While in Jakarta and Surabaya recently for meetings with both national tourist industry decision-makers and their East Java counterparts, I was afforded a valuable opportunity to make a firsthand assessment of prevailing conditions and their influence on Indonesia's tourism.
It thus with considerable interest that I read Mr. Yonna Konno's very thoughtful and particularly constructive article on page four of the May 1, 1998 edition of The Jakarta Post.
Similarly, I was again impressed with a report of an address delivered by Philippine President Fidel Ramos, published in the ASEANTA Update. Probably in a less diplomatic way than did Mr. Konno, the president strongly advised all affected to "Look the crisis in the eye".
Between them, thus, two men with vision have, in their own way, called it as it is in respect to the tremendous difficulties and challenges now facing Indonesia's travel, tourism and aviation industries. In other publications, the nation's former tourism minister Joop Ave, a true tourism visionary for whom many hearts bleed now given the industry's decline, has expressed similar views.
It is to be hoped that these, and other messages are being heard and understood by those they are being sent to. Currently, there clearly are other and much greater priorities facing all who live and work in Indonesia. Such messages may therefore, and understandably, be placed in the too-hard-for-now basket, but should not be totally ignored or waved off as impractical.
Mr. Konno has a clear advantage over both President Ramos and I -- and indeed a number of others who would offer opinions and support at this particular juncture in the republic's unfolding history. The gentleman from Japan goes to work each day in one of Asia's most dynamic cities and he lives in a nation which, as have many others before, is undergoing the inevitable process of change and is now experiencing all of the disruption and dismay that this necessarily involves. Mr. Konno, thus, has an inside perspective and is a belonger, albeit temporarily.
I would not be as bold as Mr.
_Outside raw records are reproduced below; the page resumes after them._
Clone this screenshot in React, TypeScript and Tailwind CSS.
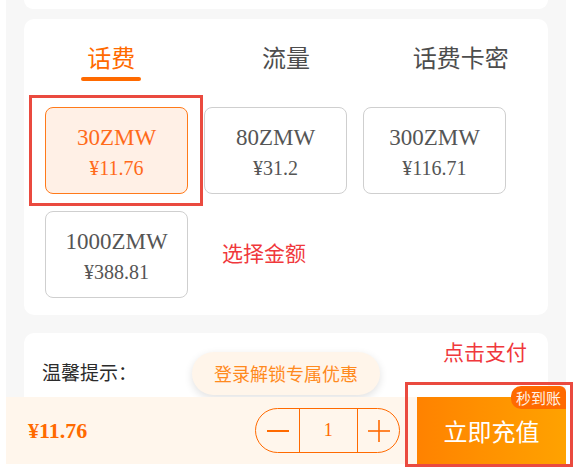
import { useState } from 'react';

const cjk = "font-['Noto_Sans_CJK_SC',sans-serif]";
const serif = "font-['Liberation_Serif','Noto_Sans_CJK_SC',serif]";

type Option = { name: string; price: string };

const options: Option[] = [
  { name: '30ZMW', price: '¥11.76' },
  { name: '80ZMW', price: '¥31.2' },
  { name: '300ZMW', price: '¥116.71' },
  { name: '1000ZMW', price: '¥388.81' },
];

const tabs = ['话费', '流量', '话费卡密'];

export default function App() {
  const [active, setActive] = useState(0);
  const [selected, setSelected] = useState(0);
  const [count, setCount] = useState(1);

  return (
    <div className="relative h-[470px] w-[574px] overflow-hidden bg-white">
      <div className="relative ml-[6px] h-[464px] w-[560px] overflow-hidden bg-[#f7f7f7] px-[18px]">
        <div className="h-[9px] rounded-b-[10px] bg-white" />

        <div className="relative mt-[10px] rounded-[10px] bg-white pb-[17px] pt-[24px]">
          <div className="flex">
            {tabs.map((tab, i) => (
              <button
                key={tab}
                type="button"
                onClick={() => setActive(i)}
                className={`flex flex-1 flex-col items-center ${cjk}`}
              >
                <span
                  className={`text-[24px] leading-[28px] ${
                    active === i ? 'text-[#ff6a00]' : 'text-[#4d4d4d]'
                  }`}
                >
                  {tab}
                </span>
                <span
                  className={`mt-[6px] h-[4px] w-[60px] rounded-full ${
                    active === i ? 'bg-[#ff6a00]' : 'bg-transparent'
                  }`}
                />
              </button>
            ))}
          </div>

          <div className="mt-[26px] grid grid-cols-[143px_143px_143px] gap-x-[16px] gap-y-[17px] pl-[21px]">
            {options.map((opt, i) => (
              <button
                key={opt.name}
                type="button"
                onClick={() => setSelected(i)}
                className={`flex h-[87px] flex-col items-center rounded-[8px] border pt-[15px] ${serif} ${
                  selected === i
                    ? 'border-[#ff7a1a] bg-[#fff0e6] text-[#ff6a1a]'
                    : 'border-[#cfcfcf] bg-white text-[#555]'
                }`}
              >
                <span className="text-[23px] leading-[30px]">{opt.name}</span>
                <span className="text-[20px] leading-[30px]">{opt.price}</span>
              </button>
            ))}
          </div>

          <span className={`absolute left-[198px] top-[219px] text-[21px] leading-[28px] text-[#f0383c] ${cjk}`}>
            选择金额
          </span>
          <div className="pointer-events-none absolute left-[5px] top-[76px] h-[111px] w-[174px] border-[3px] border-[#ea4a3f]" />
        </div>

        <div className="relative mt-[18px] h-[200px] rounded-[10px] bg-white px-[18px] pt-[25px]">
          <p className={`text-[19px] leading-[28px] text-[#2b2b2b] ${cjk}`}>温馨提示：</p>
          <span className={`absolute left-[419px] top-[4px] text-[21px] leading-[28px] text-[#f0383c] ${cjk}`}>
            点击支付
          </span>
        </div>

        <div
          className={`absolute left-[186px] top-[352px] flex h-[43px] items-center rounded-full bg-[#fff5ea] px-[22px] text-[18px] text-[#ff8a1e] shadow-[0_3px_8px_rgba(0,0,0,0.12)] ${cjk}`}
        >
          登录解锁专属优惠
        </div>

        <div className="absolute bottom-0 left-0 flex h-[67px] w-[560px] items-center bg-[#fff6ec] pl-[22px]">
          <span className={`text-[22px] font-bold text-[#ff6a00] ${serif}`}>¥11.76</span>

          <div className="ml-[168px] flex h-[45px] w-[145px] items-stretch rounded-full border border-[#ff6a00]">
            <button
              type="button"
              onClick={() => setCount(Math.max(1, count - 1))}
              className="flex w-[43px] items-center justify-center"
            >
              <svg width="22" height="22" viewBox="0 0 22 22">
                <line x1="0" y1="11" x2="22" y2="11" stroke="#ff6a00" strokeWidth="2" />
              </svg>
            </button>
            <span className={`flex w-[60px] items-center justify-center border-x border-[#ff6a00] text-[18px] text-[#ff6a00] ${serif}`}>
              {count}
            </span>
            <button
              type="button"
              onClick={() => setCount(count + 1)}
              className="flex w-[42px] items-center justify-center"
            >
              <svg width="22" height="22" viewBox="0 0 22 22">
                <line x1="0" y1="11" x2="22" y2="11" stroke="#ff6a00" strokeWidth="1.6" />
                <line x1="11" y1="0" x2="11" y2="22" stroke="#ff6a00" strokeWidth="1.6" />
              </svg>
            </button>
          </div>

          <button
            type="button"
            className={`relative ml-auto flex h-[67px] w-[149px] items-center justify-center bg-gradient-to-r from-[#ff8200] to-[#ffa200] text-[24px] text-white ${cjk}`}
          >
            立即充值
            <span className="absolute right-0 top-[-11px] flex h-[23px] w-[55px] items-center justify-center rounded-l-[10px] rounded-tr-[6px] bg-[#ff6a00] text-[15px] leading-none text-[#fff3e6]">
              秒到账
            </span>
          </button>
        </div>
      </div>

      <div className="pointer-events-none absolute left-[405px] top-[382px] h-[85px] w-[168px] border-[3px] border-[#ea4a3f]" />
    </div>
  );
}
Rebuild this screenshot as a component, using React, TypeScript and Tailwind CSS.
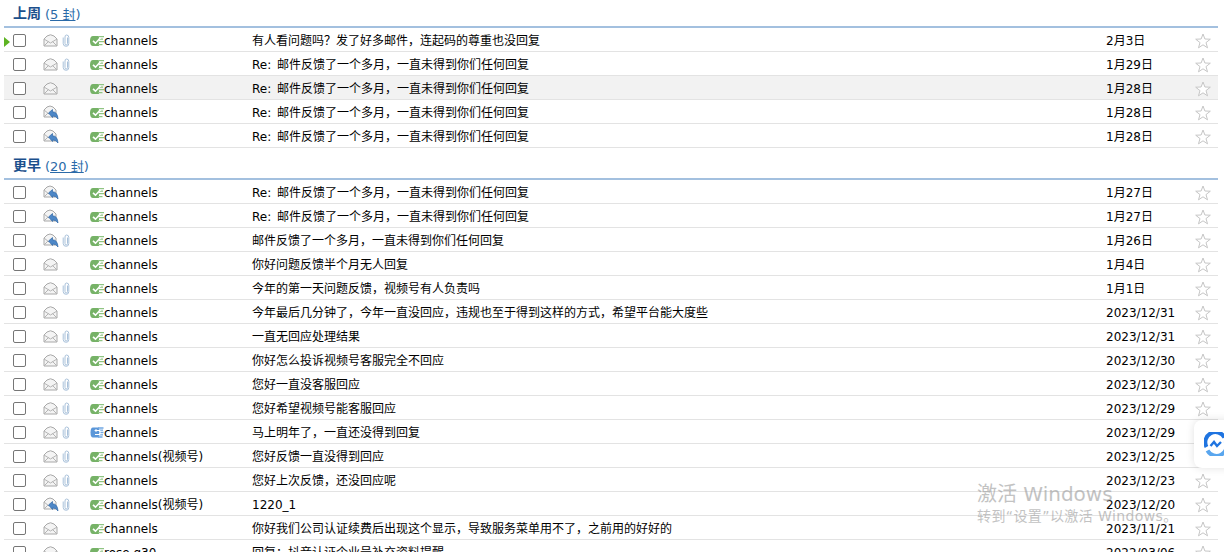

Konno in offering specific solutions as to how once things do return to normal across Indonesia, the nation's tourist industry might begin the long, steep and very challenging road to recovery.
Rather, I would, in a further personal effort to offer support and indeed help to those Indian Ocean Tourism Organization (IOTO) members and to their travel, tourism and aviation industry counterparts throughout Indonesia, seek to raise a fundamental but significant issue.
IOTO remains strongly committed to supporting Indonesian tourism and to a destination whose people, tourist attractions and products offer a very strong base on which such a recovery effort can be built.